Leave out the pictures and copy every record exactly.

===== GIVEN RECORDS

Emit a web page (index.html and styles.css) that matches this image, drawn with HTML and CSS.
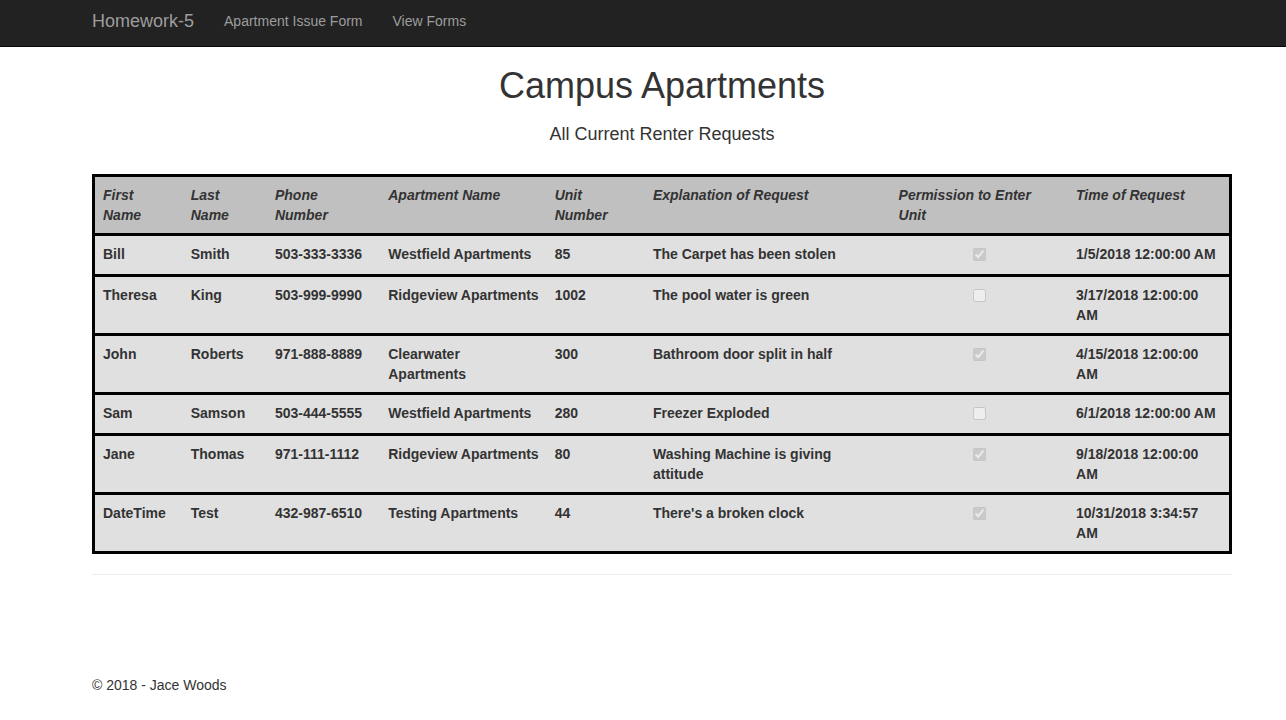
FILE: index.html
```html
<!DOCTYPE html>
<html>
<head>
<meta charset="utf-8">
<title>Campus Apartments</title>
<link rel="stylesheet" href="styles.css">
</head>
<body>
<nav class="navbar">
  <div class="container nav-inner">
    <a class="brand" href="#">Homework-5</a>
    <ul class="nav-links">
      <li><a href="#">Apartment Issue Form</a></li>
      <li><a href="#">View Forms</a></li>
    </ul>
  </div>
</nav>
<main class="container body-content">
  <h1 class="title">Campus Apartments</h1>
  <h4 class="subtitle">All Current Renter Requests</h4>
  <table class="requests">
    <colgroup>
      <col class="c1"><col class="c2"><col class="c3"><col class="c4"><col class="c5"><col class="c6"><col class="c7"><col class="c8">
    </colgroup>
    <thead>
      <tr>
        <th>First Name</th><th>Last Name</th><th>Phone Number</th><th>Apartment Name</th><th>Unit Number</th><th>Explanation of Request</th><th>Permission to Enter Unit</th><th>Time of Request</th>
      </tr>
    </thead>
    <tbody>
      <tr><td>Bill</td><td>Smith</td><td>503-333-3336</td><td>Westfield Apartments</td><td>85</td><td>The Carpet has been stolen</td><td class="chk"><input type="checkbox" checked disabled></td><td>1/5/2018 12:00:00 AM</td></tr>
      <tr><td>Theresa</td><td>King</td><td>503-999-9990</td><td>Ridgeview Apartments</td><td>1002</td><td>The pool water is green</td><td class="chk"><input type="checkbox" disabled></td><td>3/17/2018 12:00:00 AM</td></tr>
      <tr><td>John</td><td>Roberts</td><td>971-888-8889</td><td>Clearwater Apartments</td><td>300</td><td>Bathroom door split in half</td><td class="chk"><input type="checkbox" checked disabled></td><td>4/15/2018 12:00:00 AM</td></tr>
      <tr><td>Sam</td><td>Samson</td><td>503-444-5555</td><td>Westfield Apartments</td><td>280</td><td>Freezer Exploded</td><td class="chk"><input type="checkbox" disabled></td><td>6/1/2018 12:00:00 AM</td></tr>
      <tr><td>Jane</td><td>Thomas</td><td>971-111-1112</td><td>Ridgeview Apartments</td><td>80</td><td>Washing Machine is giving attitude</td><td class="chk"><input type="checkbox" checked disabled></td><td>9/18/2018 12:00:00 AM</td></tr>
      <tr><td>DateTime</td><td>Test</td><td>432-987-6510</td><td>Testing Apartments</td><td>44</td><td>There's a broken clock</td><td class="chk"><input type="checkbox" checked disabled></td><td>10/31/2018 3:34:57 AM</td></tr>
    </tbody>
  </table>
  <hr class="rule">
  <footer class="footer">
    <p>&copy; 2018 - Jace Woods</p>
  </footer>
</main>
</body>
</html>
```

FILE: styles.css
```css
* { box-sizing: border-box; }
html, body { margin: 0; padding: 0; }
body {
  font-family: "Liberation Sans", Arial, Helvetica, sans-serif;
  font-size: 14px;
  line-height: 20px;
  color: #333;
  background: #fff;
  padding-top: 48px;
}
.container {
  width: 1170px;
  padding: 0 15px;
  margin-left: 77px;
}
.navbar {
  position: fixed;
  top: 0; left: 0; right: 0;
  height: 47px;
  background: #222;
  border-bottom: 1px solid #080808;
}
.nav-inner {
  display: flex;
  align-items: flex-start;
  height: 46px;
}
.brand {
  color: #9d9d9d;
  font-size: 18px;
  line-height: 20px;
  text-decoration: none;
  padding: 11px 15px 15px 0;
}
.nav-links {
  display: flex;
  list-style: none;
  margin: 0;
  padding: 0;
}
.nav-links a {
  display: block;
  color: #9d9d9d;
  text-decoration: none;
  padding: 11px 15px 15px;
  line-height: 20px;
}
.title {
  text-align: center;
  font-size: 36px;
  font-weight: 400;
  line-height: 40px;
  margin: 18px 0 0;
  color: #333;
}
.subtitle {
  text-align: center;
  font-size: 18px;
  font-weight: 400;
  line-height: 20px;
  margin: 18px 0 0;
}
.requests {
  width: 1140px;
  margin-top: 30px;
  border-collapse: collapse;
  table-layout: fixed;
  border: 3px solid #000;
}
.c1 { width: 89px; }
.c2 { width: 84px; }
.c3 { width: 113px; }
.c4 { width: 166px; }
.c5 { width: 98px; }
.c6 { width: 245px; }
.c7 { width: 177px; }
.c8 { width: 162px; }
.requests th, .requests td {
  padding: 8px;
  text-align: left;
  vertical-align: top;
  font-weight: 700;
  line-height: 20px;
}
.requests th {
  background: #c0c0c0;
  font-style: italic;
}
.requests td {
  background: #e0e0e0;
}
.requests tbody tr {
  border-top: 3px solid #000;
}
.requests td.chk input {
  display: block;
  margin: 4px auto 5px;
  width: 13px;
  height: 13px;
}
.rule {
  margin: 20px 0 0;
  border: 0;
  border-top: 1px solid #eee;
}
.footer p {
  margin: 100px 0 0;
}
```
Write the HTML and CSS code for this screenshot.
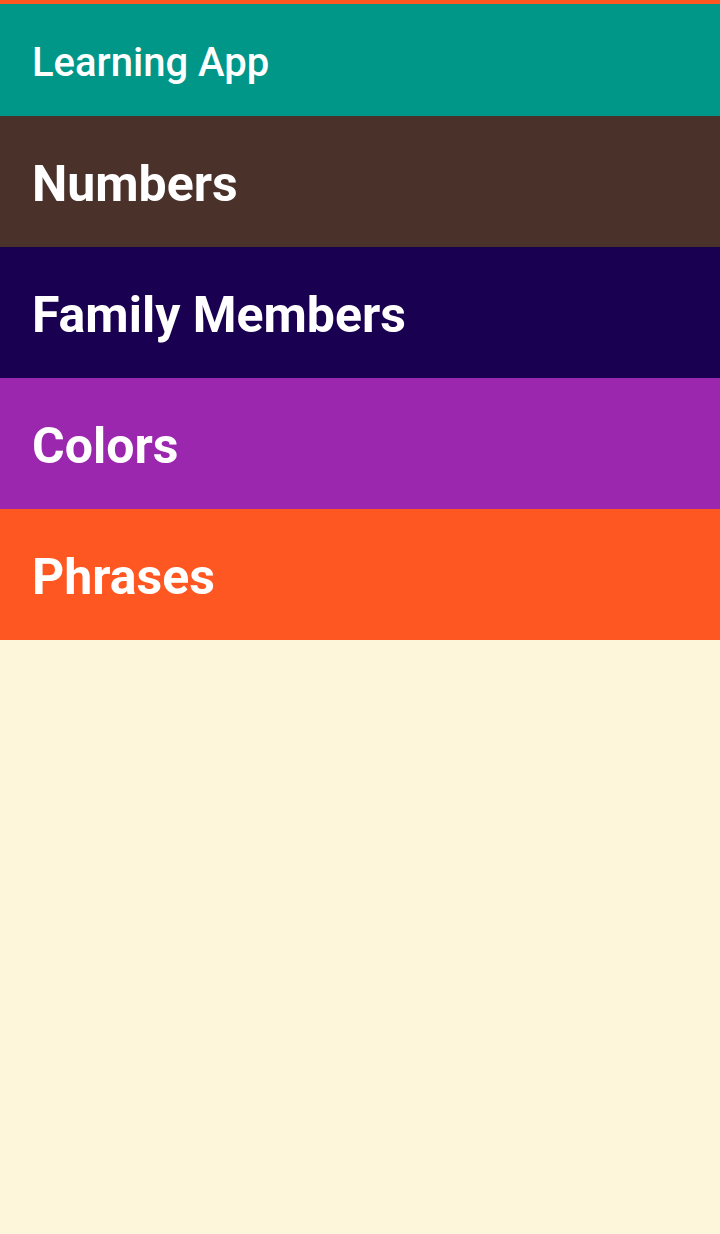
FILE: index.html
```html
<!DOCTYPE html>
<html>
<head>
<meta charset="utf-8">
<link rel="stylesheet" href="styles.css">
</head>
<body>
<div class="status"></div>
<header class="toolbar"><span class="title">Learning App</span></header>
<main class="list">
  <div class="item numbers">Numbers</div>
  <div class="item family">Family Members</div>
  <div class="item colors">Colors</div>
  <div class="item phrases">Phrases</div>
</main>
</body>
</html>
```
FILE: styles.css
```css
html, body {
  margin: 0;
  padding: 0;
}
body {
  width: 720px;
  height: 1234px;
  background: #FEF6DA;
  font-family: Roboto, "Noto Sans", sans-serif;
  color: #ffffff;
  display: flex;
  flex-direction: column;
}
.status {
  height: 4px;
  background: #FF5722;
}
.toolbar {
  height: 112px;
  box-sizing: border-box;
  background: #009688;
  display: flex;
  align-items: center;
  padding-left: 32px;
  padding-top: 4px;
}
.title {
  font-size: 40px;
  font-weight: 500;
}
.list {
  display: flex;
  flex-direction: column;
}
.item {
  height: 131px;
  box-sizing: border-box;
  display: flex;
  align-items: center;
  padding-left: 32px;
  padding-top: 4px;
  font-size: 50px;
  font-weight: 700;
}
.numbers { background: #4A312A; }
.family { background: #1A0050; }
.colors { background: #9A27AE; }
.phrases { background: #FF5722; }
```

==========

## RESPONSE TO THE EXERCISE
Emit a web page (index.html and styles.css) that matches this image, drawn with HTML and CSS.
FILE: index.html
```html
<!DOCTYPE html>
<html>
<head>
<meta charset="utf-8">
<title>Campus Apartments</title>
<link rel="stylesheet" href="styles.css">
</head>
<body>
<nav class="navbar">
  <div class="container nav-inner">
    <a class="brand" href="#">Homework-5</a>
    <ul class="nav-links">
      <li><a href="#">Apartment Issue Form</a></li>
      <li><a href="#">View Forms</a></li>
    </ul>
  </div>
</nav>
<main class="container body-content">
  <h1 class="title">Campus Apartments</h1>
  <h4 class="subtitle">All Current Renter Requests</h4>
  <table class="requests">
    <colgroup>
      <col class="c1"><col class="c2"><col class="c3"><col class="c4"><col class="c5"><col class="c6"><col class="c7"><col class="c8">
    </colgroup>
    <thead>
      <tr>
        <th>First Name</th><th>Last Name</th><th>Phone Number</th><th>Apartment Name</th><th>Unit Number</th><th>Explanation of Request</th><th>Permission to Enter Unit</th><th>Time of Request</th>
      </tr>
    </thead>
    <tbody>
      <tr><td>Bill</td><td>Smith</td><td>503-333-3336</td><td>Westfield Apartments</td><td>85</td><td>The Carpet has been stolen</td><td class="chk"><input type="checkbox" checked disabled></td><td>1/5/2018 12:00:00 AM</td></tr>
      <tr><td>Theresa</td><td>King</td><td>503-999-9990</td><td>Ridgeview Apartments</td><td>1002</td><td>The pool water is green</td><td class="chk"><input type="checkbox" disabled></td><td>3/17/2018 12:00:00 AM</td></tr>
      <tr><td>John</td><td>Roberts</td><td>971-888-8889</td><td>Clearwater Apartments</td><td>300</td><td>Bathroom door split in half</td><td class="chk"><input type="checkbox" checked disabled></td><td>4/15/2018 12:00:00 AM</td></tr>
      <tr><td>Sam</td><td>Samson</td><td>503-444-5555</td><td>Westfield Apartments</td><td>280</td><td>Freezer Exploded</td><td class="chk"><input type="checkbox" disabled></td><td>6/1/2018 12:00:00 AM</td></tr>
      <tr><td>Jane</td><td>Thomas</td><td>971-111-1112</td><td>Ridgeview Apartments</td><td>80</td><td>Washing Machine is giving attitude</td><td class="chk"><input type="checkbox" checked disabled></td><td>9/18/2018 12:00:00 AM</td></tr>
      <tr><td>DateTime</td><td>Test</td><td>432-987-6510</td><td>Testing Apartments</td><td>44</td><td>There's a broken clock</td><td class="chk"><input type="checkbox" checked disabled></td><td>10/31/2018 3:34:57 AM</td></tr>
    </tbody>
  </table>
  <hr class="rule">
  <footer class="footer">
    <p>&copy; 2018 - Jace Woods</p>
  </footer>
</main>
</body>
</html>
```

FILE: styles.css
```css
* { box-sizing: border-box; }
html, body { margin: 0; padding: 0; }
body {
  font-family: "Liberation Sans", Arial, Helvetica, sans-serif;
  font-size: 14px;
  line-height: 20px;
  color: #333;
  background: #fff;
  padding-top: 48px;
}
.container {
  width: 1170px;
  padding: 0 15px;
  margin-left: 77px;
}
.navbar {
  position: fixed;
  top: 0; left: 0; right: 0;
  height: 47px;
  background: #222;
  border-bottom: 1px solid #080808;
}
.nav-inner {
  display: flex;
  align-items: flex-start;
  height: 46px;
}
.brand {
  color: #9d9d9d;
  font-size: 18px;
  line-height: 20px;
  text-decoration: none;
  padding: 11px 15px 15px 0;
}
.nav-links {
  display: flex;
  list-style: none;
  margin: 0;
  padding: 0;
}
.nav-links a {
  display: block;
  color: #9d9d9d;
  text-decoration: none;
  padding: 11px 15px 15px;
  line-height: 20px;
}
.title {
  text-align: center;
  font-size: 36px;
  font-weight: 400;
  line-height: 40px;
  margin: 18px 0 0;
  color: #333;
}
.subtitle {
  text-align: center;
  font-size: 18px;
  font-weight: 400;
  line-height: 20px;
  margin: 18px 0 0;
}
.requests {
  width: 1140px;
  margin-top: 30px;
  border-collapse: collapse;
  table-layout: fixed;
  border: 3px solid #000;
}
.c1 { width: 89px; }
.c2 { width: 84px; }
.c3 { width: 113px; }
.c4 { width: 166px; }
.c5 { width: 98px; }
.c6 { width: 245px; }
.c7 { width: 177px; }
.c8 { width: 162px; }
.requests th, .requests td {
  padding: 8px;
  text-align: left;
  vertical-align: top;
  font-weight: 700;
  line-height: 20px;
}
.requests th {
  background: #c0c0c0;
  font-style: italic;
}
.requests td {
  background: #e0e0e0;
}
.requests tbody tr {
  border-top: 3px solid #000;
}
.requests td.chk input {
  display: block;
  margin: 4px auto 5px;
  width: 13px;
  height: 13px;
}
.rule {
  margin: 20px 0 0;
  border: 0;
  border-top: 1px solid #eee;
}
.footer p {
  margin: 100px 0 0;
}
```
Write the HTML and CSS code for this screenshot.
FILE: index.html
```html
<!DOCTYPE html>
<html>
<head>
<meta charset="utf-8">
<link rel="stylesheet" href="styles.css">
</head>
<body>
<div class="status"></div>
<header class="toolbar"><span class="title">Learning App</span></header>
<main class="list">
  <div class="item numbers">Numbers</div>
  <div class="item family">Family Members</div>
  <div class="item colors">Colors</div>
  <div class="item phrases">Phrases</div>
</main>
</body>
</html>
```
FILE: styles.css
```css
html, body {
  margin: 0;
  padding: 0;
}
body {
  width: 720px;
  height: 1234px;
  background: #FEF6DA;
  font-family: Roboto, "Noto Sans", sans-serif;
  color: #ffffff;
  display: flex;
  flex-direction: column;
}
.status {
  height: 4px;
  background: #FF5722;
}
.toolbar {
  height: 112px;
  box-sizing: border-box;
  background: #009688;
  display: flex;
  align-items: center;
  padding-left: 32px;
  padding-top: 4px;
}
.title {
  font-size: 40px;
  font-weight: 500;
}
.list {
  display: flex;
  flex-direction: column;
}
.item {
  height: 131px;
  box-sizing: border-box;
  display: flex;
  align-items: center;
  padding-left: 32px;
  padding-top: 4px;
  font-size: 50px;
  font-weight: 700;
}
.numbers { background: #4A312A; }
.family { background: #1A0050; }
.colors { background: #9A27AE; }
.phrases { background: #FF5722; }
```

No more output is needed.